There are actual numbers that go into making that graph; I don't have access to the direct numbers, but they clearly exist.

Now, when asking about which women, there would be basically two judgements to make regarding how well a particular answer fit with my question. The first would be, how significant was the person's contribution to the particular subfield, and the second would be how important is the particular subfield to eary cs studies.

The first question is subjective by its nature. The second question, however, is quantifiable (and some such quantifying work has been done in that study.) I would go so far as to suggest that there would exist a particular woman who would become a best fit, though (and this is very important) I don't have to be right about that for the question to have sufficiently met the criteria to be an allowable list question.

A good list question simply provides criteria by which the answers can be judged on a linear scale. There does not have to be perfect agreement by everyone on what should top that scale, though a well-formed question should net results that are not entirely surprising. I don't believe that the top answers to my question would shock anyone.

However, there was definitely messiness there, and I don't want to duck that. My question had a straightforwardly bad title. I won't defend that title! During the time that the question was a HNQ, most of the answers that we got ignored the question body, and just answered the title. I think this had something to do with the fact of the HNQ itself; people were attracted from outside of our community by the title, and that is what they responded to.

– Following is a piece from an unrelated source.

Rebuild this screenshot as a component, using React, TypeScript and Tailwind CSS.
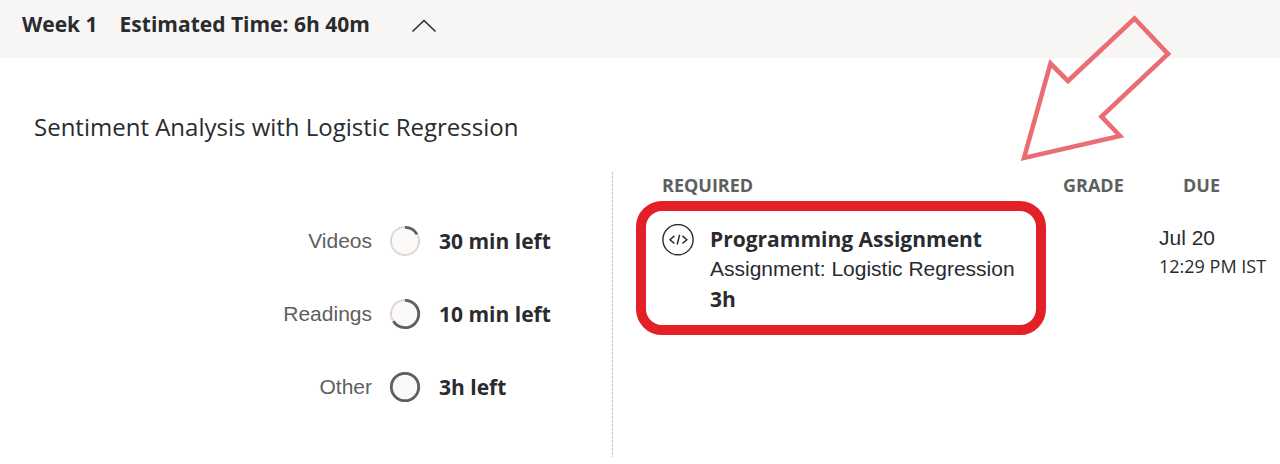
import { useState } from "react";

type Progress = { label: string; left: string; done: number };

const progress: Progress[] = [
  { label: "Videos", left: "30 min left", done: 0.17 },
  { label: "Readings", left: "10 min left", done: 0.66 },
  { label: "Other", left: "3h left", done: 1 },
];

function ProgressRing({ done }: { done: number }) {
  return (
    <svg viewBox="0 0 32 32" className="size-8 shrink-0" aria-hidden="true">
      <circle cx="16" cy="16" r="14" fill="#fcfaf9" stroke="#d6cac7" strokeWidth="2" strokeDasharray="1.6 0.6" />
      <circle
        cx="16"
        cy="16"
        r="13.7"
        fill="none"
        stroke="#5c605f"
        strokeWidth="2.8"
        pathLength="100"
        strokeDasharray={`${done * 100} ${done < 1 ? 100 : 0}`}
        transform="rotate(-90 16 16)"
      />
    </svg>
  );
}

function CodeIcon() {
  return (
    <svg viewBox="0 0 32 32" className="size-8 shrink-0" fill="none" stroke="#2a2b2e" aria-hidden="true">
      <circle cx="16" cy="15.7" r="15.1" strokeWidth="1.4" />
      <path d="M12.4 11.9 8 15.700l4.400 3.800M20.400 11.900l4.400 3.800-4.400 3.800M17.600 10.900 15.200 20.500" strokeWidth="1.5" />
    </svg>
  );
}

function Arrow() {
  return (
    <svg
      viewBox="0 0 152 148"
      className="pointer-events-none absolute bottom-full left-[358px] mb-[61px] h-[148px] w-[152px]"
      fill="none"
      stroke="#e96d72"
      strokeWidth="4.6"
      aria-hidden="true"
    >
      <path d="M4 143 30.500 48.500 48 66 114.500 3.500 148 39 81.500 101.500 100 121Z" />
    </svg>
  );
}

export default function App() {
  const [open, setOpen] = useState(true);
  return (
    <main className="min-h-screen bg-white font-['Open_Sans','Noto_Sans',sans-serif] text-[#2a2b2e]">
      <header className="h-[58px] bg-[#f8f6f5] px-[22px] pt-[10px]">
        <button
          type="button"
          aria-expanded={open}
          onClick={() => setOpen(!open)}
          className="flex items-center text-[21px] leading-7 font-bold"
        >
          <span>Week 1</span>
          <span className="ml-[22px]">Estimated Time: 6h 40m</span>
          <svg
            viewBox="0 0 26 14"
            className={open ? "mt-1 ml-[41px] h-3.5 w-[26px]" : "mt-1 ml-[41px] h-3.5 w-[26px] rotate-180"}
            fill="none"
            stroke="#2a2b2e"
            strokeWidth="1.6"
            aria-hidden="true"
          >
            <path d="M1.500 12.500 13 1.500 24.500 12.500" />
          </svg>
        </button>
      </header>
      {open && (
        <section>
          <h2 className="px-[34px] pt-[51px] text-2xl leading-9">Sentiment Analysis with Logistic Regression</h2>
          <div className="mt-[27px] flex">
            <ul className="flex flex-1 flex-col gap-[41px] pt-[53px] pl-[34px]">
              {progress.map((item) => (
                <li key={item.label} className="flex items-center">
                  <span className="flex-1 text-right font-['Liberation_Sans',Arial,sans-serif] text-[21px] leading-7 text-[#5c605f]">
                    {item.label}
                  </span>
                  <span className="ml-[17px] flex w-[223px] items-center gap-[18px]">
                    <ProgressRing done={item.done} />
                    <span className="text-[21px] leading-7 font-bold">{item.left}</span>
                  </span>
                </li>
              ))}
            </ul>
            <div className="h-[285px] w-px bg-[repeating-linear-gradient(to_bottom,#cfc7c4_0_3px,#f6f3f2_3px_4px)]" />
            <div className="w-[667px] pl-[49px]">
              <table className="w-full text-left">
                <thead className="text-lg leading-[26px] text-[#5c605f]">
                  <tr>
                    <th className="p-0 font-bold">REQUIRED</th>
                    <th className="w-24 p-0 font-bold">GRADE</th>
                    <th className="w-[121px] p-0 pl-6 font-bold">DUE</th>
                  </tr>
                </thead>
                <tbody>
                  <tr className="align-top">
                    <td className="p-0 pt-[26px]">
                      <div className="relative flex gap-4">
                        <CodeIcon />
                        <div className="text-[21px] leading-[30px]">
                          <p className="font-bold">Programming Assignment</p>
                          <p className="font-['Liberation_Sans',Arial,sans-serif]">Assignment: Logistic Regression</p>
                          <p className="font-bold">3h</p>
                        </div>
                        <div className="pointer-events-none absolute -top-[23px] -left-[26px] h-[134px] w-[410px] rounded-[26px] border-10 border-[#e32028]" />
                        <Arrow />
                      </div>
                    </td>
                    <td className="p-0" />
                    <td className="p-0 pt-[26px]">
                      <p className="font-['Liberation_Sans',Arial,sans-serif] text-[21px] leading-7">Jul 20</p>
                      <p className="text-lg leading-7">12:29 PM IST</p>
                    </td>
                  </tr>
                </tbody>
              </table>
            </div>
          </div>
        </section>
      )}
    </main>
  );
}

But ultimately, through the work of many people (especially, especially, especially thesecretmaster and Heather -- you two are amazing), it got cleaned up. If there were not strong enough criteria for a list question, there would have been no meaningful basis for that cleanup. The question itself provided the information that was needed to guide the cleanup efforts. This is as strong an indicator as any I could possibly hope for that the question provides meaningful criteria. If it did not, that cleanup would have simply been impossible.